The charges against Tensley were dropped “without prejudice,” which allows prosecutors to refile charges if new evidence is found.
Police are not actively investigating the case anymore, Odenthal said. They also aren’t investigating if the sisters lied to police.
“If we believe their story to be true and they recant later that doesn’t change the fact that we believe their story is true,” Odenthal said.
Tensley and Moran have said Tensley couldn’t have tricked the sisters into believing he was a police officer because they knew him before the alleged rape.
In an interview last week, Tensley said that he met Moran a couple of weeks before he went to the sisters’ home. He said he was driving next to her on Indiana Avenue and she signaled to him to pull over. He did and they exchanged phone numbers, he said.
Tensley said that on March 21, he received a text message on his cell phone from Moran asking him to come over that night. He said he showed the message to a co-worker and decided to go to her home, where he and Moran had consensual sex.

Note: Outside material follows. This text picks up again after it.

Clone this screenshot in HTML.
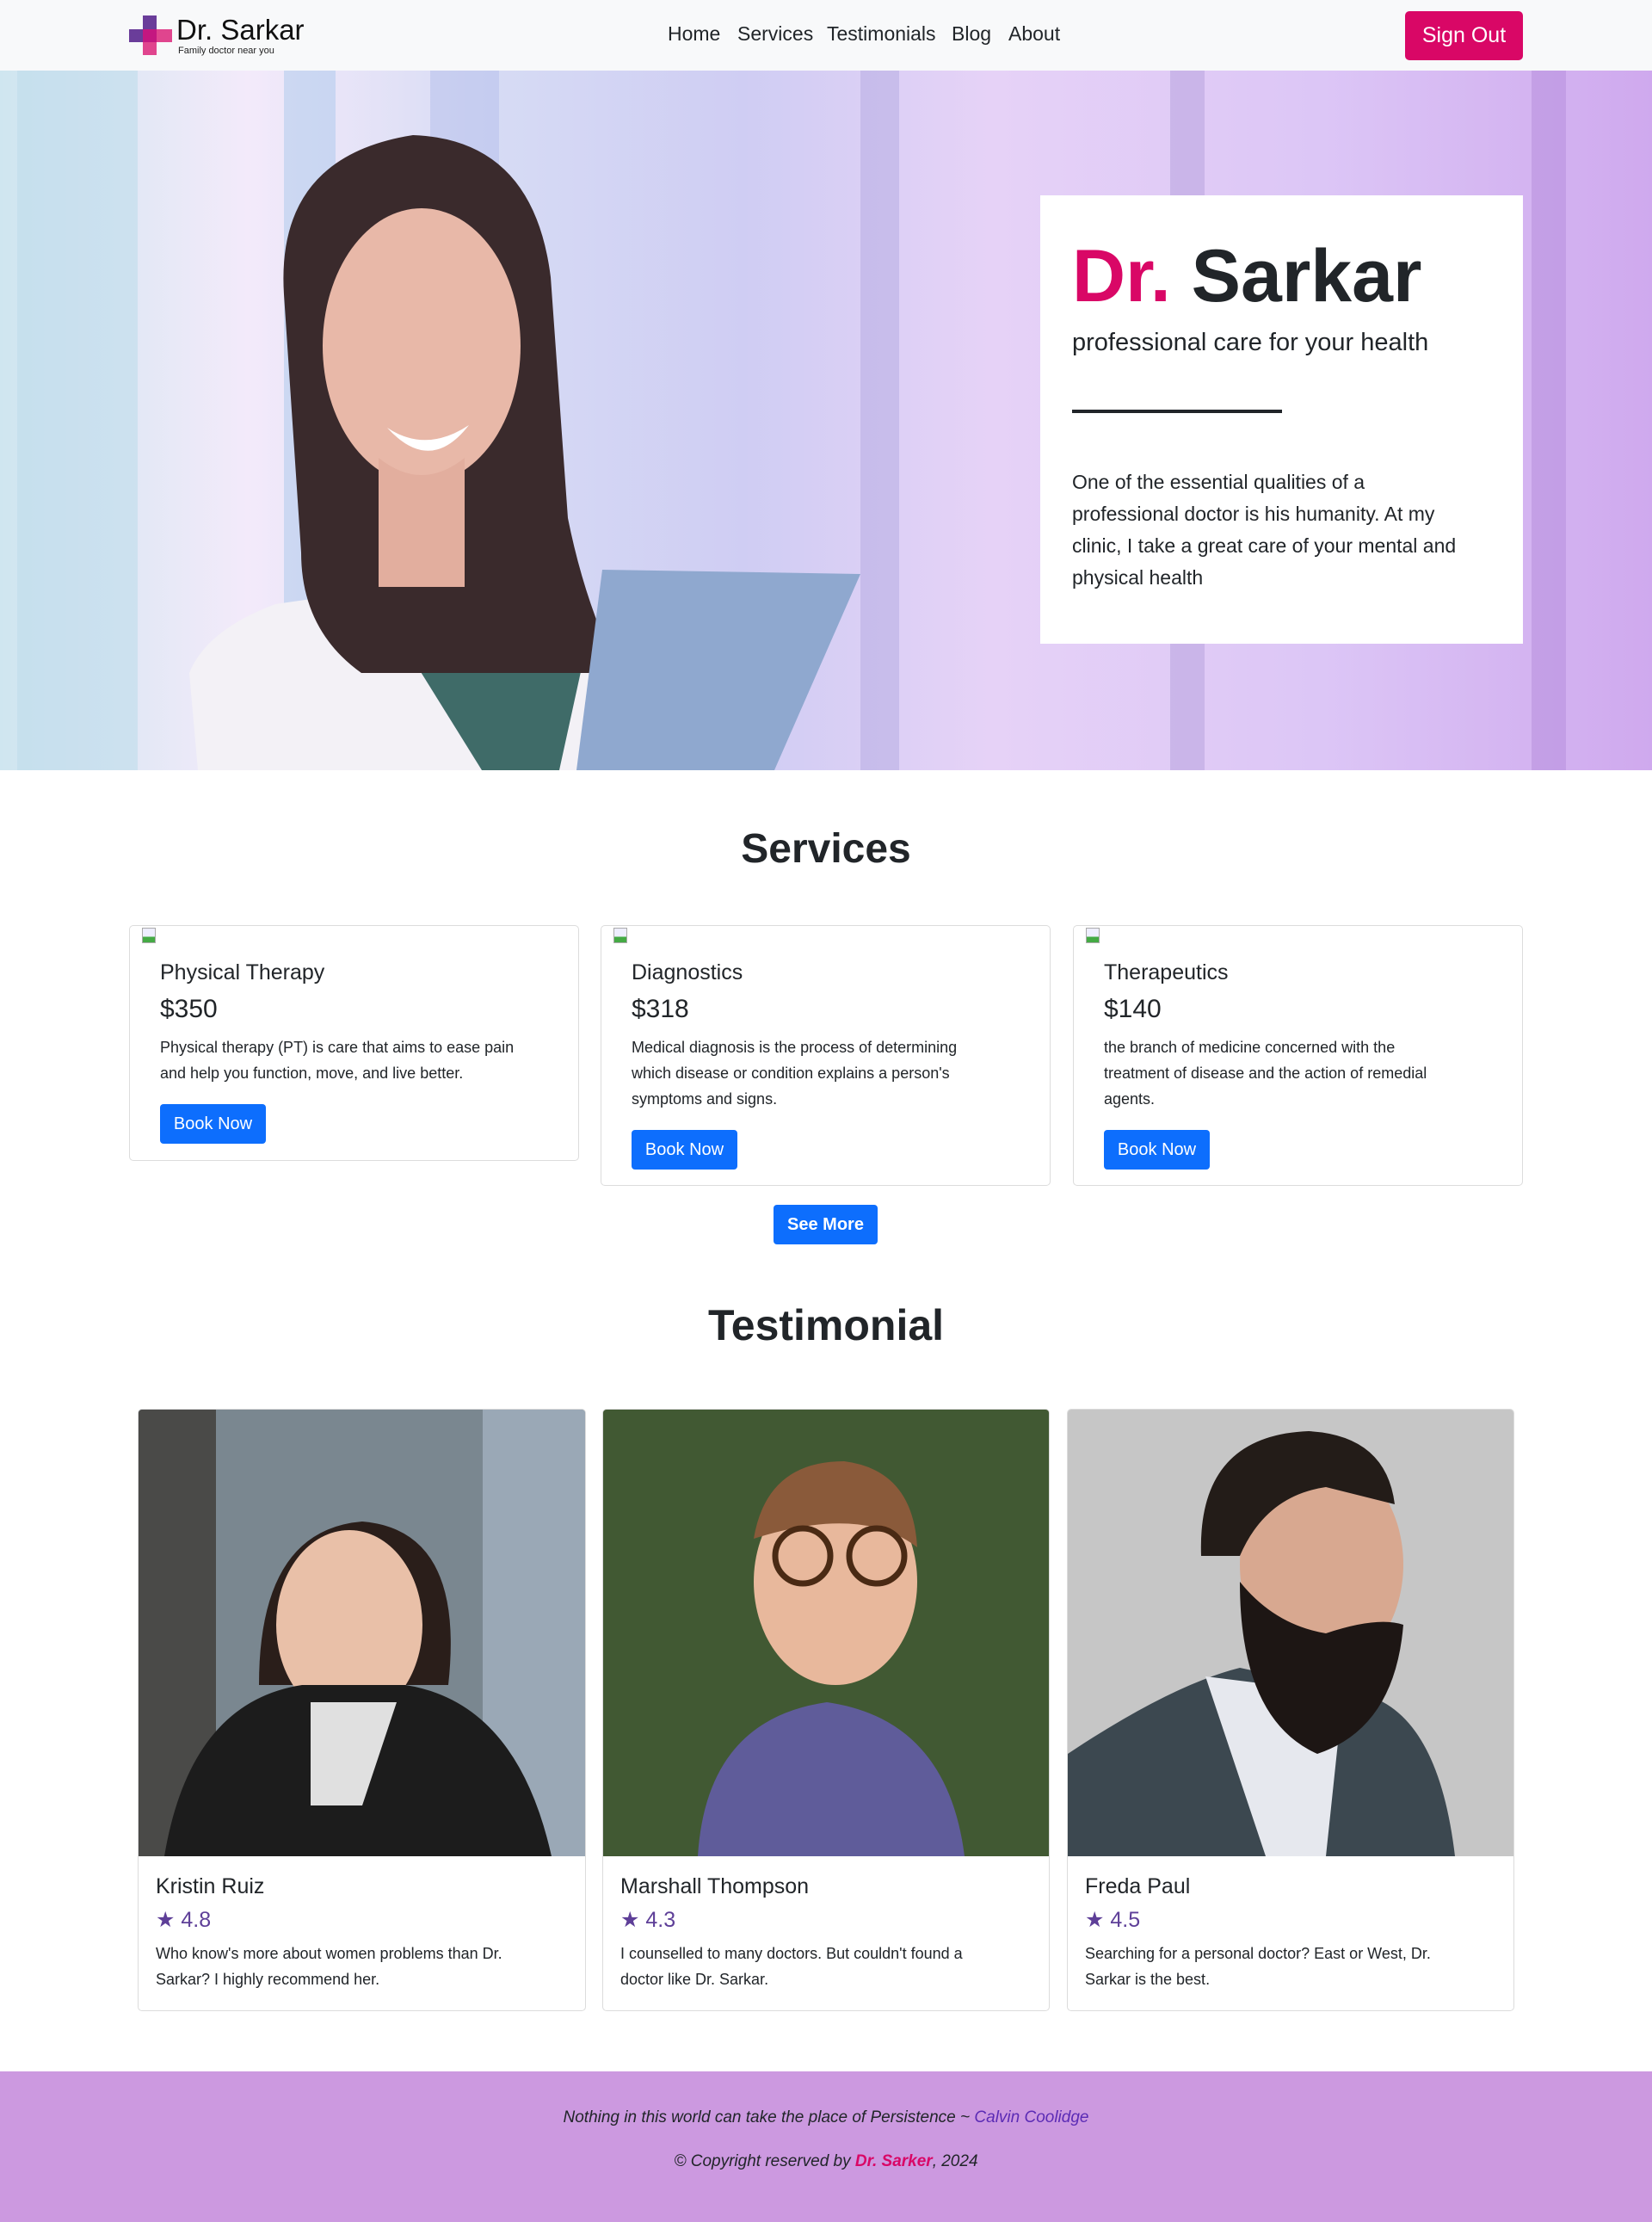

When Moran was asked in an April 1 interview if she could provide any evidence that she knew Tensley before the alleged rapes, Moran played a voice-mail message from her cell phone, which she said was from Tensley from two weeks before the alleged attack.
When Tensley was booked into jail, he was accused of raping Moran and Wicke. When charges were filed in Superior Court, however, the prosecutor’s office dropped the rape count involving Wicke, who had told at least one police investigator that she had never been raped, according to police reports.
Ed Hay, deputy prosecuting attorney who handled the case, said there was evidence in other reports that indicated Wicke also had been assaulted.
Tensley and his wife say the allegations have been emotionally draining on them and their children. Both recently lost jobs, and they blame the allegations.
“I’ve been applying all over Spokane, but I haven’t been able to get (a new job) since this stuff happened,” Tensley said in an interview last week. “And I don’t think nobody will hire me now because of it.”